* _THE EXERCISE_:
Can you transcribe the data exactly? Leave the pictures out.
'''
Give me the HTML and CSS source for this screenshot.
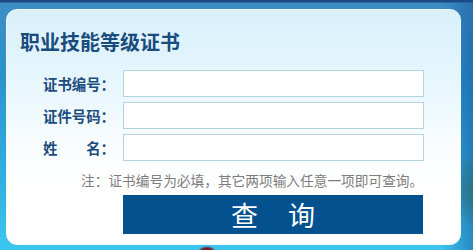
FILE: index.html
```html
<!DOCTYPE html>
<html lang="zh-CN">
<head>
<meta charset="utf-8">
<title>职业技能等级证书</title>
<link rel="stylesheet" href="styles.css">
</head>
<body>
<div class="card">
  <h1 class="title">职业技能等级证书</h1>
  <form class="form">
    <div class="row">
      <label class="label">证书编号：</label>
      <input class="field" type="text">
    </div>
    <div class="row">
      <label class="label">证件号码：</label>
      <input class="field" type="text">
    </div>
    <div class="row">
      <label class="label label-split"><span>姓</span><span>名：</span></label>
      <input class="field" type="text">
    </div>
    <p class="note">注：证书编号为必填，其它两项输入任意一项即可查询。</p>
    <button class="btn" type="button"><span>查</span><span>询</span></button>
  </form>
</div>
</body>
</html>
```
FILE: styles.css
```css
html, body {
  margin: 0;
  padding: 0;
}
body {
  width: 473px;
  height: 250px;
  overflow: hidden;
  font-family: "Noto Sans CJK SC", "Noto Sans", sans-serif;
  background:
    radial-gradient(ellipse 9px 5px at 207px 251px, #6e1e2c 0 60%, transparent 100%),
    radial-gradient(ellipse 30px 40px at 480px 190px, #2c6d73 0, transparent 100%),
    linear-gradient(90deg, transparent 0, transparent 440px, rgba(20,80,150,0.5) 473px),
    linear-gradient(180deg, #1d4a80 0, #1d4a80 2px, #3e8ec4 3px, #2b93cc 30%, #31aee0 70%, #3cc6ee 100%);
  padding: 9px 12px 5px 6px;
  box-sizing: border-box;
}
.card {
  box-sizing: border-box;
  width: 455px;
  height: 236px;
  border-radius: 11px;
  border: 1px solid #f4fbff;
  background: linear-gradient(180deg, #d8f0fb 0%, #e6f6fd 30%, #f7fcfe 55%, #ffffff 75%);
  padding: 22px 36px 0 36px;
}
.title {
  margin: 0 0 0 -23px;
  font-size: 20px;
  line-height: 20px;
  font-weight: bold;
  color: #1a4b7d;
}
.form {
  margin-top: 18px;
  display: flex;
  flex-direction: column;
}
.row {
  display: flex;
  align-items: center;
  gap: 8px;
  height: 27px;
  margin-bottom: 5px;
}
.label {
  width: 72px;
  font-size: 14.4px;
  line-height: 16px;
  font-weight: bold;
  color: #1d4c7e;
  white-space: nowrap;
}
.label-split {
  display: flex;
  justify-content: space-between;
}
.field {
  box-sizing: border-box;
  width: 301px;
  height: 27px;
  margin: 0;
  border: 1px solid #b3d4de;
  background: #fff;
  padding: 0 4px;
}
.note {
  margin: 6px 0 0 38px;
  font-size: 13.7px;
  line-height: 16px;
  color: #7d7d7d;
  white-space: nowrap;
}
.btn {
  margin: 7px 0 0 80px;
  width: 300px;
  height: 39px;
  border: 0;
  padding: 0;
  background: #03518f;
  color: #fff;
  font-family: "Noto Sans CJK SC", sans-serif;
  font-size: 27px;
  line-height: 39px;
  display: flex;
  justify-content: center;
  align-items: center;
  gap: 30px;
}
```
'''
* _REPLY_:
Give me the HTML and CSS source for this screenshot.
FILE: index.html
```html
<!DOCTYPE html>
<html lang="zh-CN">
<head>
<meta charset="utf-8">
<title>职业技能等级证书</title>
<link rel="stylesheet" href="styles.css">
</head>
<body>
<div class="card">
  <h1 class="title">职业技能等级证书</h1>
  <form class="form">
    <div class="row">
      <label class="label">证书编号：</label>
      <input class="field" type="text">
    </div>
    <div class="row">
      <label class="label">证件号码：</label>
      <input class="field" type="text">
    </div>
    <div class="row">
      <label class="label label-split"><span>姓</span><span>名：</span></label>
      <input class="field" type="text">
    </div>
    <p class="note">注：证书编号为必填，其它两项输入任意一项即可查询。</p>
    <button class="btn" type="button"><span>查</span><span>询</span></button>
  </form>
</div>
</body>
</html>
```
FILE: styles.css
```css
html, body {
  margin: 0;
  padding: 0;
}
body {
  width: 473px;
  height: 250px;
  overflow: hidden;
  font-family: "Noto Sans CJK SC", "Noto Sans", sans-serif;
  background:
    radial-gradient(ellipse 9px 5px at 207px 251px, #6e1e2c 0 60%, transparent 100%),
    radial-gradient(ellipse 30px 40px at 480px 190px, #2c6d73 0, transparent 100%),
    linear-gradient(90deg, transparent 0, transparent 440px, rgba(20,80,150,0.5) 473px),
    linear-gradient(180deg, #1d4a80 0, #1d4a80 2px, #3e8ec4 3px, #2b93cc 30%, #31aee0 70%, #3cc6ee 100%);
  padding: 9px 12px 5px 6px;
  box-sizing: border-box;
}
.card {
  box-sizing: border-box;
  width: 455px;
  height: 236px;
  border-radius: 11px;
  border: 1px solid #f4fbff;
  background: linear-gradient(180deg, #d8f0fb 0%, #e6f6fd 30%, #f7fcfe 55%, #ffffff 75%);
  padding: 22px 36px 0 36px;
}
.title {
  margin: 0 0 0 -23px;
  font-size: 20px;
  line-height: 20px;
  font-weight: bold;
  color: #1a4b7d;
}
.form {
  margin-top: 18px;
  display: flex;
  flex-direction: column;
}
.row {
  display: flex;
  align-items: center;
  gap: 8px;
  height: 27px;
  margin-bottom: 5px;
}
.label {
  width: 72px;
  font-size: 14.4px;
  line-height: 16px;
  font-weight: bold;
  color: #1d4c7e;
  white-space: nowrap;
}
.label-split {
  display: flex;
  justify-content: space-between;
}
.field {
  box-sizing: border-box;
  width: 301px;
  height: 27px;
  margin: 0;
  border: 1px solid #b3d4de;
  background: #fff;
  padding: 0 4px;
}
.note {
  margin: 6px 0 0 38px;
  font-size: 13.7px;
  line-height: 16px;
  color: #7d7d7d;
  white-space: nowrap;
}
.btn {
  margin: 7px 0 0 80px;
  width: 300px;
  height: 39px;
  border: 0;
  padding: 0;
  background: #03518f;
  color: #fff;
  font-family: "Noto Sans CJK SC", sans-serif;
  font-size: 27px;
  line-height: 39px;
  display: flex;
  justify-content: center;
  align-items: center;
  gap: 30px;
}
```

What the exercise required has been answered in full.